The same thing happens when samples are weighted. This is because weights increase the amount of variance in the sample. This means, again, the difference between estimates needs to be larger before we can be sure that the difference is genuine and not caused by random chance. The impact of your survey design and weights on the sample can be measured using design effects.
One and two-sided tests
Many statistical tests can be run as one-sizes or two-sided tests (also referred to as one-tailed or two-tailed). A two-sided test should be used if you are testing whether the result from group A should be larger or smaller than the result from group B. A one-sided test can be used if there is a natural direction in your data (i.e. you are very confident that the results from group A not be smaller than group B), and you are only interested in testing how much bigger the results are (if at all).
When in doubt, use a two-sided test. The one-sided test should only be used if you have very good reasons to believe the results from one group will be much higher than the other.
Random probability sampling
Statistical theory (the science behind the statistical tests) is all based on random probability sampling (I think I may have mentioned that statistics is all about probability!). A sample is random if each sample member has a known and non-zero probability of being selected. If we know the probability of selection, then we have a link between the sample and the population that allows us to apply statistical theory and make assertions about the population using results from the sample.

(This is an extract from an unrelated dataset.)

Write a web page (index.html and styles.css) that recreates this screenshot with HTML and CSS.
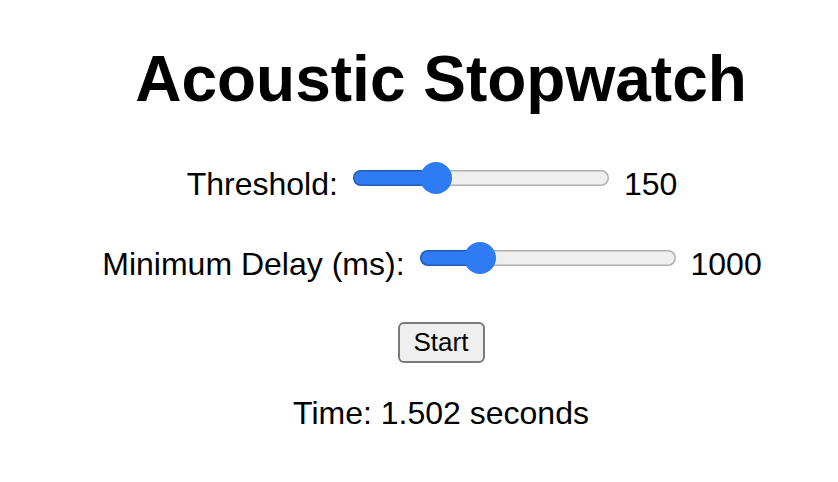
FILE: index.html
```html
<!DOCTYPE html>
<html lang="en">
<head>
<meta charset="utf-8">
<title>Acoustic Stopwatch</title>
<link rel="stylesheet" href="styles.css">
</head>
<body>
<main class="app">
  <h1 class="title">Acoustic Stopwatch</h1>
  <div class="row row-threshold">
    <label class="label" for="threshold">Threshold:</label>
    <input class="slider" id="threshold" type="range" min="0" max="500" value="150" style="--fill: 32.6%">
    <span class="value">150</span>
  </div>
  <div class="row row-delay">
    <label class="label" for="delay">Minimum Delay (ms):</label>
    <input class="slider" id="delay" type="range" min="0" max="5000" value="1000" style="--fill: 24%">
    <span class="value">1000</span>
  </div>
  <div class="actions">
    <button class="btn" type="button">Start</button>
  </div>
  <p class="time">Time: 1.502 seconds</p>
</main>
</body>
</html>
```
FILE: styles.css
```css
html, body {
  margin: 0;
  padding: 0;
  background: #ffffff;
}

body {
  font-family: "Liberation Sans", Arial, sans-serif;
  color: #000000;
}

.app {
  padding-left: 44px;
  text-align: center;
}

.title {
  margin: 42px 0 0 0;
  font-size: 64px;
  font-weight: bold;
  line-height: normal;
}

.row {
  display: flex;
  justify-content: center;
  align-items: center;
  gap: 15px;
  height: 36px;
  font-size: 32px;
  padding-right: 18px;
}

.row-threshold {
  margin-top: 50px;
}

.row-delay {
  margin-top: 44px;
}

.label,
.value {
  line-height: 36px;
  white-space: nowrap;
}

.slider {
  -webkit-appearance: none;
  appearance: none;
  width: 256px;
  height: 32px;
  margin: -12px 0 0 0;
  padding: 0;
  background: transparent;
}

.slider::-webkit-slider-runnable-track {
  height: 16px;
  border-radius: 8px;
  background: linear-gradient(to right, #2f7bf3 var(--fill), #efefef var(--fill));
  box-shadow: inset 0 0 0 1.5px rgba(0, 0, 0, 0.26);
}

.slider::-webkit-slider-thumb {
  -webkit-appearance: none;
  appearance: none;
  width: 32px;
  height: 32px;
  border-radius: 50%;
  background: #2f7bf3;
  border: none;
  margin-top: -8px;
}

.actions {
  margin-top: 40px;
  display: flex;
  justify-content: center;
}

.btn {
  font-family: "Liberation Sans", Arial, sans-serif;
  font-size: 26px;
  height: 41px;
  width: 87px;
  padding: 0;
  color: #000000;
  background: #efefef;
  border: 2px solid #7a7a7a;
  border-radius: 6px;
}

.time {
  margin: 32px 0 0 0;
  font-size: 32px;
  line-height: 36px;
}
```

This means statistical theory does not apply to quota samples, or any samples where a selected individual is allowed to be replaced. Strictly speaking, we should not be running statistical test on quota samples, although it often gets used as a rule of thumb to indicate where differences are likely to lie. We need to be clear to clients when this is the case. Statistical tests may overstate the accuracy of the results with samples that are not truly random. This is because statistical tests only consider random error and ignore biases resulting from non-random error (such as a badly selected sample).